De lá até aqui, mais nenhum livro publicado, a não ser espasmos e esgares por vias diversas: antologias, sítios, jornais e quetais.

Mas uma certeza: conhecer e recriar sem limites o óbvio é a melhor forma de descobrir o ninho dos dragões e perpetuar o estreluzir após seu auto-apocalipse ou de repassar a sagração dos antigos sinos da catedral de todas as emoções universais. Escolher a fortuna do texto no debulhar do acaso. Deixar que nessa esfera a ausência invalide a exatidão, investindo nos segredos, perpetuando a própria vida naquilo que se repete cotidianamente. Revelar é reinventar a natureza e suas obviedades.
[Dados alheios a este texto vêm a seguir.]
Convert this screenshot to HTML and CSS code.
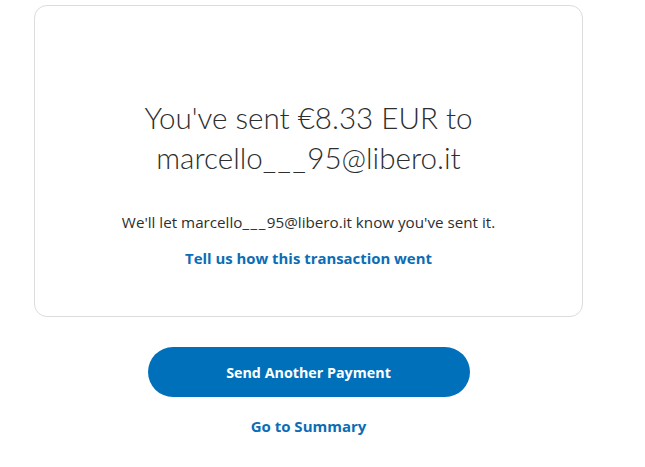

Enfim, não esperar conflitos. O belo é um diamante perdido. Se há ilusão de encontrá-lo, o desejo representa a verdade mais íntima. O que está inscrito na caverna mais abissal. E só.

 

definitivamente inconcluso

 

08/abr/2005

 

Jorge Pieiro nasceu em Limoeiro do Norte, num abril de águas carregadas de rio Jaguaribe escorridas desde o temido açude Orós. A cama amarrada no teto teve que descer, para receber as dores da mãe. A parteira veio de longe. Ninguém mais havia na cidade naquele 1961.

Em Fortaleza, chegando aos 17, vestibulou-se, cursou e abandonou Engenharia Química. Depois cursou Letras, dando atenção à literatura brasileira. Até ser mestre...

De lá pra cá, foi cobrador; balconista de farmácia; datilógrafo em Cartório de avó emprestada; secretário de outro tio advogado, também emprestado; datilógrafo em gabinete de Prefeitura; viveu um ano de mesada, mais uma vez emprestada, até tornar-se bancário, profissão que também abandonou depois de quase 20 anos, por pura e indissolúvel incompatibilidade. Fez incursões como aprendiz de guerrilheiro (sic), engenheiro, publicitário, técnico em comunicação social, compositor, produtor cultural e mochileiro mundo afora.

É, atualmente, diretor da Letra & e Música Comunicação e professor de Literatura.

Ensaísta, poeta e ficcionista, tem publicados, dentre outros, Fragmentos de Panaplo (prosa, 1987); Neverness (poesia, 1996); e Caos portátil (prosa, 1999). Mantém inéditos prontos para o encontro triunfal com aproximadamente 100 leitores.